Exercise aim »
From the records below, copy every line that contains the word "styles".

Data listing:
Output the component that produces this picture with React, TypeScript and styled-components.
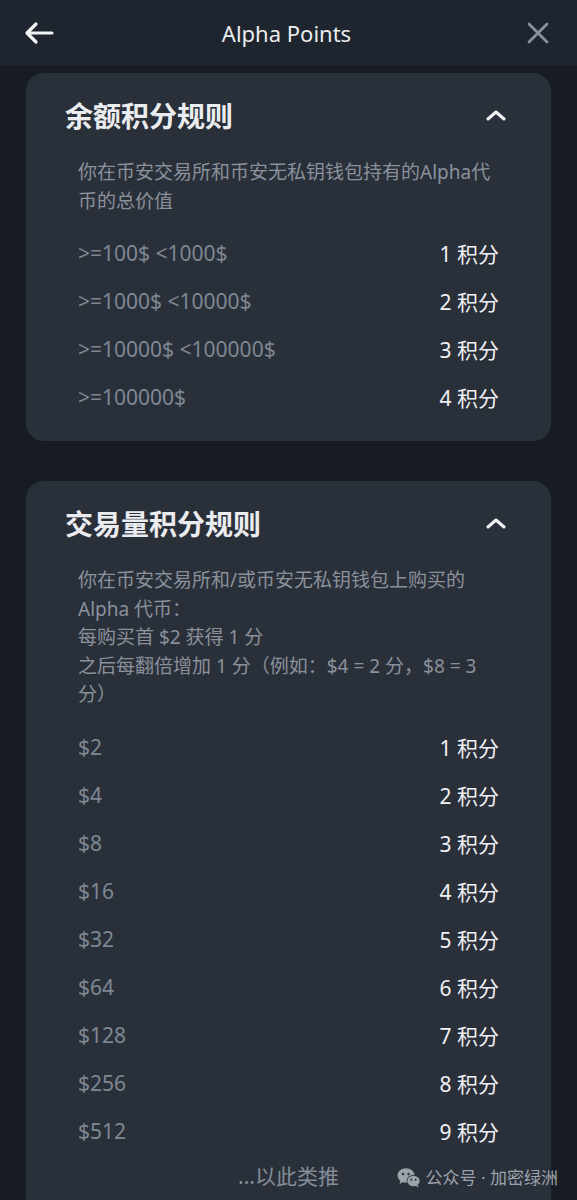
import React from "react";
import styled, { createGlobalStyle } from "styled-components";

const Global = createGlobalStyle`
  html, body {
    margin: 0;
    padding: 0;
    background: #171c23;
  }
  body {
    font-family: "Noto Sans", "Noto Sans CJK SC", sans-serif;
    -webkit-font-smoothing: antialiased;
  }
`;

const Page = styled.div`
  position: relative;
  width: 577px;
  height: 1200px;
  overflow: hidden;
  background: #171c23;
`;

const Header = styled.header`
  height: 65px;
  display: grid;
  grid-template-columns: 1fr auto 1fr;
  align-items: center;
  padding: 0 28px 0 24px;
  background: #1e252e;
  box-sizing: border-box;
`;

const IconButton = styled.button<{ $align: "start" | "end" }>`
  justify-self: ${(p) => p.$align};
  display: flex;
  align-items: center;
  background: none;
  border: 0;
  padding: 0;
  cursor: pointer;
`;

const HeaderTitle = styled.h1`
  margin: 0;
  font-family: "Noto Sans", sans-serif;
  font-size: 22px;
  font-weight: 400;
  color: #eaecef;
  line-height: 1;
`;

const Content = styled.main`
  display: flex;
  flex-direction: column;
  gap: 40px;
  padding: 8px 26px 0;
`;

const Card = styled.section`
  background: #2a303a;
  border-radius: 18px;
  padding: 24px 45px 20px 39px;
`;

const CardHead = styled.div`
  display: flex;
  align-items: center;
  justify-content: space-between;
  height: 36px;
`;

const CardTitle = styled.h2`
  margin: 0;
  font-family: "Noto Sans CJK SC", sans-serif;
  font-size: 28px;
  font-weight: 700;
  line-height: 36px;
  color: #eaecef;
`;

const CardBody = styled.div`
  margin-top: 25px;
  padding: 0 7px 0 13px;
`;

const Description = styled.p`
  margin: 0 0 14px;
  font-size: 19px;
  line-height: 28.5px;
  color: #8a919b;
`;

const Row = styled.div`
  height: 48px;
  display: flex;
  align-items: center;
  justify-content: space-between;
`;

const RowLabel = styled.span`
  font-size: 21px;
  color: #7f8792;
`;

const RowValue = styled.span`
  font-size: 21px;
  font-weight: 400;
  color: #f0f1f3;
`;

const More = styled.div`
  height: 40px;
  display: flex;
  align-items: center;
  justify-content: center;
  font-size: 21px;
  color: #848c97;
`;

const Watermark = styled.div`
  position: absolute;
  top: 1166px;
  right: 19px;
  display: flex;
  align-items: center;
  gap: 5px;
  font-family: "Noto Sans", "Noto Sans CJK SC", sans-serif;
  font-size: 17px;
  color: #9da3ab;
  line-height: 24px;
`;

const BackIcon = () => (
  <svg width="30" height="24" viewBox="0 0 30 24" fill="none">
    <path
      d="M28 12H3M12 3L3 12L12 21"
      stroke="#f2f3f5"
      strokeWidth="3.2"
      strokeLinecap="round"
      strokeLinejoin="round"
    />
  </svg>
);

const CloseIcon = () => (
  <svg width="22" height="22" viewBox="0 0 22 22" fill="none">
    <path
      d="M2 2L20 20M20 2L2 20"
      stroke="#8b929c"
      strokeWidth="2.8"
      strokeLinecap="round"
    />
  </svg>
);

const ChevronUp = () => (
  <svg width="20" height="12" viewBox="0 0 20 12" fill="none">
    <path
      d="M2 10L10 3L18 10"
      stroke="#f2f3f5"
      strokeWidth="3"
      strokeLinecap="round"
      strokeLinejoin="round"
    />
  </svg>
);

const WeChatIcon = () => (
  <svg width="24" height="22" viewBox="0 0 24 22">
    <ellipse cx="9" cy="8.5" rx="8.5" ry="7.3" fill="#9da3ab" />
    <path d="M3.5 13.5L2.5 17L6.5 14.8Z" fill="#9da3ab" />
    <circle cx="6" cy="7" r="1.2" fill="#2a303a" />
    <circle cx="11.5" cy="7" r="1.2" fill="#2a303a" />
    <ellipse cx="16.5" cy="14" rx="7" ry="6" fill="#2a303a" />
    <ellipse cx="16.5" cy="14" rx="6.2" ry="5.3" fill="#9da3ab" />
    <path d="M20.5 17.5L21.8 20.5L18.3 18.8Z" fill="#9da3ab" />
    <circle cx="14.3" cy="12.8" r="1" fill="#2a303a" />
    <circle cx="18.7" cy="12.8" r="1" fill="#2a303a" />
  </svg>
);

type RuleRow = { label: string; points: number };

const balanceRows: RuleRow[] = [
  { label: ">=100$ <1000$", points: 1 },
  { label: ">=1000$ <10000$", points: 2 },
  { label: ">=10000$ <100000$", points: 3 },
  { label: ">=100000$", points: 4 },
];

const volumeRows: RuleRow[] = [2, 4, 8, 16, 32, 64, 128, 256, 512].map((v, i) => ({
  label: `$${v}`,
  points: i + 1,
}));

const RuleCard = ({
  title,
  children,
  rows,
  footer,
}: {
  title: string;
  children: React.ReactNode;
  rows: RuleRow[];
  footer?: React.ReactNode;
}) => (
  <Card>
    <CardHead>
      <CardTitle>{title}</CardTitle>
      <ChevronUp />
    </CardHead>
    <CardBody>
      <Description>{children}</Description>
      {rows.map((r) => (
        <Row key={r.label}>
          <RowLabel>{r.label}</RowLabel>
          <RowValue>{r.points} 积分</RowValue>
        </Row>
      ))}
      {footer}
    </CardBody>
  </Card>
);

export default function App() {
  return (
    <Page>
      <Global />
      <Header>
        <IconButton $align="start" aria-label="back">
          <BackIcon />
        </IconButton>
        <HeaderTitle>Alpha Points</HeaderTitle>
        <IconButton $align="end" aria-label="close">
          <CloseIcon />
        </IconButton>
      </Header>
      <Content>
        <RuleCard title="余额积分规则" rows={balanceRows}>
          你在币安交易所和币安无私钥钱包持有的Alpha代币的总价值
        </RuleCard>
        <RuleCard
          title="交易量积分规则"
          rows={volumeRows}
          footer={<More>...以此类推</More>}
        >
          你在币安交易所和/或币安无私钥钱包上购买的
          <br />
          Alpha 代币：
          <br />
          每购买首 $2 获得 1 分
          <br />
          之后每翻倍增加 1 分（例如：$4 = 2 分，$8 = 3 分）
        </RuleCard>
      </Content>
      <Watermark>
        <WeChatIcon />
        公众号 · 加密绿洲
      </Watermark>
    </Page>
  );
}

---

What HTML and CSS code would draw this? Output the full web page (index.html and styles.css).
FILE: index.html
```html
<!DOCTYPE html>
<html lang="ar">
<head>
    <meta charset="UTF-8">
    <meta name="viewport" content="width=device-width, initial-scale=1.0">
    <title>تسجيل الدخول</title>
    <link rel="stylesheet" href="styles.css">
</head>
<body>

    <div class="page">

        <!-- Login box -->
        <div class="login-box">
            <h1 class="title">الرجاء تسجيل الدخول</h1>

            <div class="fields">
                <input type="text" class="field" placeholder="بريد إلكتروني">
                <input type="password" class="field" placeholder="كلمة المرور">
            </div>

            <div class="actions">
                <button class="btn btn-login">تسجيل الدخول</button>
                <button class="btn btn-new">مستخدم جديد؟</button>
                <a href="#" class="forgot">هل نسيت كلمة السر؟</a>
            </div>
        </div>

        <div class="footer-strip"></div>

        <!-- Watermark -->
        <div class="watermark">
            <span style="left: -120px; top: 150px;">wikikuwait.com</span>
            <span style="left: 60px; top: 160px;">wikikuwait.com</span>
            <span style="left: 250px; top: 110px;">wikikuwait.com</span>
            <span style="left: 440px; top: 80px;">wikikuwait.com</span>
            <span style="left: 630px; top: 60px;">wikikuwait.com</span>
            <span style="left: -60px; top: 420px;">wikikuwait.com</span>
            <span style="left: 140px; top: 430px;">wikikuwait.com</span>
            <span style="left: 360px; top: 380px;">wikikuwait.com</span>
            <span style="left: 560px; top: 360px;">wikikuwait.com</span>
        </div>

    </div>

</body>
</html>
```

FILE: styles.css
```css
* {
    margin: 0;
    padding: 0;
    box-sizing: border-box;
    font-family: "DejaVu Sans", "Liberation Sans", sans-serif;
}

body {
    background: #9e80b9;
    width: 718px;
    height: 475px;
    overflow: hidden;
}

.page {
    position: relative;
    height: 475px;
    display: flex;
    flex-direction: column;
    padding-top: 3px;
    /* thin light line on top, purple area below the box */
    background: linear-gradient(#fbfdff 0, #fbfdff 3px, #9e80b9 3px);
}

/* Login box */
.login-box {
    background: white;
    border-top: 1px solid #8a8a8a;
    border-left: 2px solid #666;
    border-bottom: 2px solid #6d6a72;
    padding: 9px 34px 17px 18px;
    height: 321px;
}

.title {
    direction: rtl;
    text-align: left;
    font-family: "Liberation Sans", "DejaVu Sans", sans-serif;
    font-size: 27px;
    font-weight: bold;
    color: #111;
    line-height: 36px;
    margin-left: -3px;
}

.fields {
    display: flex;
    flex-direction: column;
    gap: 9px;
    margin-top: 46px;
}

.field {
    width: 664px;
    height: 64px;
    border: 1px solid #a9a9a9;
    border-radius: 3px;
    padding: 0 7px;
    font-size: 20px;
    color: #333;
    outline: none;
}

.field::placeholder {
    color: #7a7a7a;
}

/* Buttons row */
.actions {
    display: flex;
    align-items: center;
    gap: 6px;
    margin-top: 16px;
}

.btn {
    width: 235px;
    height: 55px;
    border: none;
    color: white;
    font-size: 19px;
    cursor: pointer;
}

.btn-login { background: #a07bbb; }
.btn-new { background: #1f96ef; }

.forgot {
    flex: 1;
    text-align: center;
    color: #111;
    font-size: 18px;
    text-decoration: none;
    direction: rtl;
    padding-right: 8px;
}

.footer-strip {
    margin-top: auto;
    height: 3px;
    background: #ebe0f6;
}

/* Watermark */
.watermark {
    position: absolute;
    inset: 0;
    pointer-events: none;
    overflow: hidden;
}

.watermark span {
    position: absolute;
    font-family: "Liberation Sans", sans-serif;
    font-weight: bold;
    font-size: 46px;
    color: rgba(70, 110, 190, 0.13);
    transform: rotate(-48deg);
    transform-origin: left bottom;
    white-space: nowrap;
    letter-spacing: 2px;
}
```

The answer »
What HTML and CSS code would draw this? Output the full web page (index.html and styles.css).
    <link rel="stylesheet" href="styles.css">
FILE: styles.css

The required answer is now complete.